PL: I have the greatest respect for Alan and his work. We’d love to work with him again some day, in any fashion, if he chose to.

NRAMA: Going back to the changes and the pressures that are coming in the industry, over the years, you’ve described yourself as the bridge between DC and Warner Bros., in the sense that you aid in making sure the properties’ translations to other media are as accurate and as true as possible. If Watchmen’s trailer buzz translates into a very strong box office, what do you do when they call on the Monday after the opening weekend and says, “Franchise! - We want Watchmen 2” and all the requisite spinoffs that they could make money off of?

PL: Warner Bros. has a pretty good track record with our properties in all of the different businesses, of trying to expand the use of them, but trying to expand the use in a way that makes sense. There’s always a morning that somebody wants to do something that doesn’t fit, but the organization as a whole usually comes to a set of pretty sensible answers. I’m not saying there hasn’t been a dumb Superman product, or a case where you look at something and say, “Why did we say okay to doing that one again?” But overall, if you line them up, what we’ve put out in the media is stuff that we can stand behind pretty proudly, and I believe that will continue to be the case.

The desire to do the work right pervades all the different business.
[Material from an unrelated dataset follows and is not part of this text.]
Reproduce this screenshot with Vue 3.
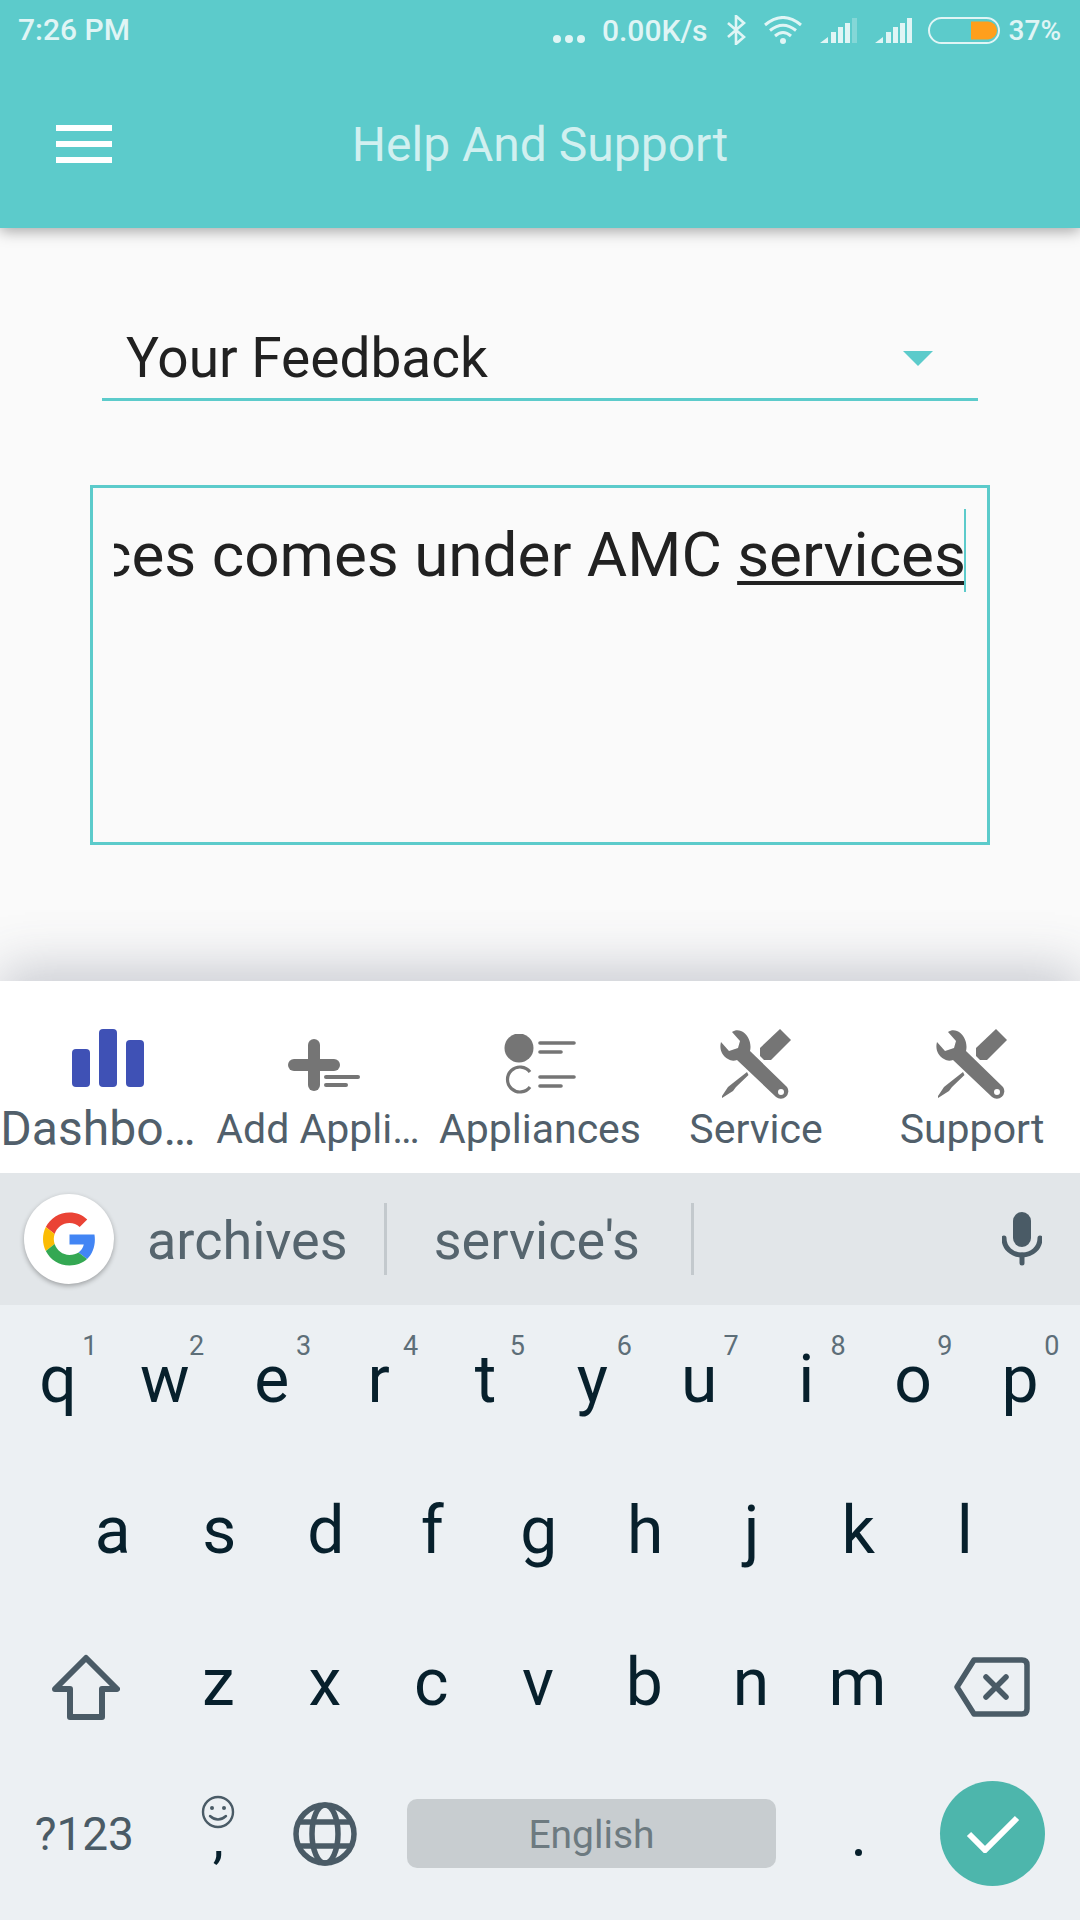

There will always be discussion about what “right” is, but when you get someone like Zack Snyder driving Watchmen – Zack is as passionate as any creative person can be, that what he does and what comes out be of the essence of the property, and the things that he is working on as side projects to it are things that add to it and are things of great creativity that relate back to the original work.

In the end, you hope the combination of good intent, very high creative and business standards for doing things that are worthwhile, important, and valid all triumph over the odd morning when somebody gets a bright idea that they really should have gone back to sleep about.